§ TO DO
How many lines in the records below contain the word "React"? Give only the number.

# # # #

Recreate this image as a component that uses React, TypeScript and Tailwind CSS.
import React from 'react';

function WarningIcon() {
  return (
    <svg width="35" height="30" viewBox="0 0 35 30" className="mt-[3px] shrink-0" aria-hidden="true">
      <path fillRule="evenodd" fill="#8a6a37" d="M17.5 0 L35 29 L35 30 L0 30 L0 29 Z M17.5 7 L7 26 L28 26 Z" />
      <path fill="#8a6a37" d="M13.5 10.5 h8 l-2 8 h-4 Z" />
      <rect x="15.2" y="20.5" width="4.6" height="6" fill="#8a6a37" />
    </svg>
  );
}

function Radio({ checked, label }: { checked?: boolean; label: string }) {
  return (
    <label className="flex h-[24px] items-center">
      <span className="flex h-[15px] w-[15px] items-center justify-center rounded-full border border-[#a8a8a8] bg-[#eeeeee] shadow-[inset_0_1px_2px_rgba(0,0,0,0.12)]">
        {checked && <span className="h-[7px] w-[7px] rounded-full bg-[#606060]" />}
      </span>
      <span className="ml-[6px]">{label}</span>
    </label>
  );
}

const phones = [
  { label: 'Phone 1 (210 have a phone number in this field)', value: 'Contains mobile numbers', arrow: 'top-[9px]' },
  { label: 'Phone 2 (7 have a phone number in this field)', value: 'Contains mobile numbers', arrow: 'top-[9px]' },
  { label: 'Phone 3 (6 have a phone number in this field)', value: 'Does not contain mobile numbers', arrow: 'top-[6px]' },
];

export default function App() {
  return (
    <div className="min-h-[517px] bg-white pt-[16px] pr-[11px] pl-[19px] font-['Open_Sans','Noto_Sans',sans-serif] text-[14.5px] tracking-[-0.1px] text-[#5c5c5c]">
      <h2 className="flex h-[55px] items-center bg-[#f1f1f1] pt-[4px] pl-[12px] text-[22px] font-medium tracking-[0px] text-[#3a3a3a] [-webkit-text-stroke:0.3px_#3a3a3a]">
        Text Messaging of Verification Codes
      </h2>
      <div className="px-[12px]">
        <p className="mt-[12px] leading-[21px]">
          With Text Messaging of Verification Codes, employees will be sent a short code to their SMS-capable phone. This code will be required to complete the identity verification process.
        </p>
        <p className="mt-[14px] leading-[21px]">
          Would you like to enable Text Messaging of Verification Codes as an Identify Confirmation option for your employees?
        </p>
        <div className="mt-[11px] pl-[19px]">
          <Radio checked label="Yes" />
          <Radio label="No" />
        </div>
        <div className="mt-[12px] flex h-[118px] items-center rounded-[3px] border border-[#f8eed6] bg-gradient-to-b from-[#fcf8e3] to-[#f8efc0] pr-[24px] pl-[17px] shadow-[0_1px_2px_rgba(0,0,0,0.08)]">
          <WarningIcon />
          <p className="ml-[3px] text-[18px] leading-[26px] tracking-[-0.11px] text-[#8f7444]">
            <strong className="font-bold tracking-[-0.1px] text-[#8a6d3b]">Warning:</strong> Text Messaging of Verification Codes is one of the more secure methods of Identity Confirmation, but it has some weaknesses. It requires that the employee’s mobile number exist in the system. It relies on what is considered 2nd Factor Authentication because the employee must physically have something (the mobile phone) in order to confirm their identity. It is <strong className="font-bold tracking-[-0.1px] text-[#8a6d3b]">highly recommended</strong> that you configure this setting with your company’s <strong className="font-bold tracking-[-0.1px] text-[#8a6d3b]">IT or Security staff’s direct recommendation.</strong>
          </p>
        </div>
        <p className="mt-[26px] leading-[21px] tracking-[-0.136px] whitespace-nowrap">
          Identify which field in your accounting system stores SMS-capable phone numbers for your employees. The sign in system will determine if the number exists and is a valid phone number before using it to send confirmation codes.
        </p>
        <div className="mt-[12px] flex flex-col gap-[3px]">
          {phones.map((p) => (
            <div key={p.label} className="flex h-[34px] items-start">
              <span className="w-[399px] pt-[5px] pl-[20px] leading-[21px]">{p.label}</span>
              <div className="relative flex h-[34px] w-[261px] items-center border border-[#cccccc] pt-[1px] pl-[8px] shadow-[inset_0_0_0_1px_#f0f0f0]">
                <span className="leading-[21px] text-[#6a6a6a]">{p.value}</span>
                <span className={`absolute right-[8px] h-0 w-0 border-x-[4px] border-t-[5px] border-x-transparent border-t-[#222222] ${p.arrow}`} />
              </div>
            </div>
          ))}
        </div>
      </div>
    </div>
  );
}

# # # #

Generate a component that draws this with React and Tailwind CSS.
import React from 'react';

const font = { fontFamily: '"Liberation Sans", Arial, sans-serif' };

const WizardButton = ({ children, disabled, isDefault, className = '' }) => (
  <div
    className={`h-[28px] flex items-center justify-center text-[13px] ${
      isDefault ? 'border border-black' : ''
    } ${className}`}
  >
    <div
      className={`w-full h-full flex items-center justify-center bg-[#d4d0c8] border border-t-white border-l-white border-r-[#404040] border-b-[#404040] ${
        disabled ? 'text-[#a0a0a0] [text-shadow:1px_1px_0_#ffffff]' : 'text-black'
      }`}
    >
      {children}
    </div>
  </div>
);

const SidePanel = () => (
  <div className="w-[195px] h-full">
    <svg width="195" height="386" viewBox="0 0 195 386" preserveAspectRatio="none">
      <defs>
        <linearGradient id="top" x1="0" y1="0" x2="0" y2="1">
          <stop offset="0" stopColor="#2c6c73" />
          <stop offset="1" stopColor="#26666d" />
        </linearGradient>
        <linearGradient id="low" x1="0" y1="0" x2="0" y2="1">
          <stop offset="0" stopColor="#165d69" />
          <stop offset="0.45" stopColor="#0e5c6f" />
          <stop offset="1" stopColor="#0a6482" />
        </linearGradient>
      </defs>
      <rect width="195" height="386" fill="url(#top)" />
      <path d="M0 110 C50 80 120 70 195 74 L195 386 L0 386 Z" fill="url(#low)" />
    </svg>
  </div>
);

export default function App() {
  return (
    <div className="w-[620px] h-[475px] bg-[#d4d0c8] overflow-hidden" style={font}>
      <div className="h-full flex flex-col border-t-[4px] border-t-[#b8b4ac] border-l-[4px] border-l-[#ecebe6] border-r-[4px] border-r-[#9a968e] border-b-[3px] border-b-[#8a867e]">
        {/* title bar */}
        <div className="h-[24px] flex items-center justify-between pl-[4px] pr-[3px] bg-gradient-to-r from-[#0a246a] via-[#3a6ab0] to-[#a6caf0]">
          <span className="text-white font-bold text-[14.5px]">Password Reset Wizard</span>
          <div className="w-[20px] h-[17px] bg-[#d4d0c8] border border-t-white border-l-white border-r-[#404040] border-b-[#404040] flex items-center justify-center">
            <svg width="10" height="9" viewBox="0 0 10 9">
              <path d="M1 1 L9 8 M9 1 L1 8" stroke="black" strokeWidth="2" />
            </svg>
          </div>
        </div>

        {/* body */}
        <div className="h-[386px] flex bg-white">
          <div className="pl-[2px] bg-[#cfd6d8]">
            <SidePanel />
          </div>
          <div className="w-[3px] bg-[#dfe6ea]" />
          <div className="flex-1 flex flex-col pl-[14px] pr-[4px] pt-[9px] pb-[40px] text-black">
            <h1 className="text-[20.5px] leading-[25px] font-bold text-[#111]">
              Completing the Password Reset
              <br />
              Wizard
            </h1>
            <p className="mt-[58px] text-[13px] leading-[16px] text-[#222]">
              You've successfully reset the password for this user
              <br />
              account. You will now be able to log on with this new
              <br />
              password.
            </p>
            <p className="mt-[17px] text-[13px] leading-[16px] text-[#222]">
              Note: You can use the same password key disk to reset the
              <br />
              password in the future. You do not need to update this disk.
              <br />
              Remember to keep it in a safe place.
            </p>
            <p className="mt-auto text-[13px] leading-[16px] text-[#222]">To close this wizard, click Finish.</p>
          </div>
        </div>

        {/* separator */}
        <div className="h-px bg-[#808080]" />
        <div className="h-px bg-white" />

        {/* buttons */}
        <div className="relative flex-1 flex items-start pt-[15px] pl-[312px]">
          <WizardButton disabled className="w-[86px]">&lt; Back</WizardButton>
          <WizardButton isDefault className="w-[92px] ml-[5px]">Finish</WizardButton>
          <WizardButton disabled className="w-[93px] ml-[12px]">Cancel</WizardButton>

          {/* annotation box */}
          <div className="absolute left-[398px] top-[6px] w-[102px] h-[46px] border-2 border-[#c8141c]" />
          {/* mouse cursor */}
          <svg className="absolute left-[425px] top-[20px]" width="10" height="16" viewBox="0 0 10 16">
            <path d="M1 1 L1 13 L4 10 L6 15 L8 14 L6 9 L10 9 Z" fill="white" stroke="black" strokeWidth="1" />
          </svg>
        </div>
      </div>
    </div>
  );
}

# # # #

§ THE SOLUTION
4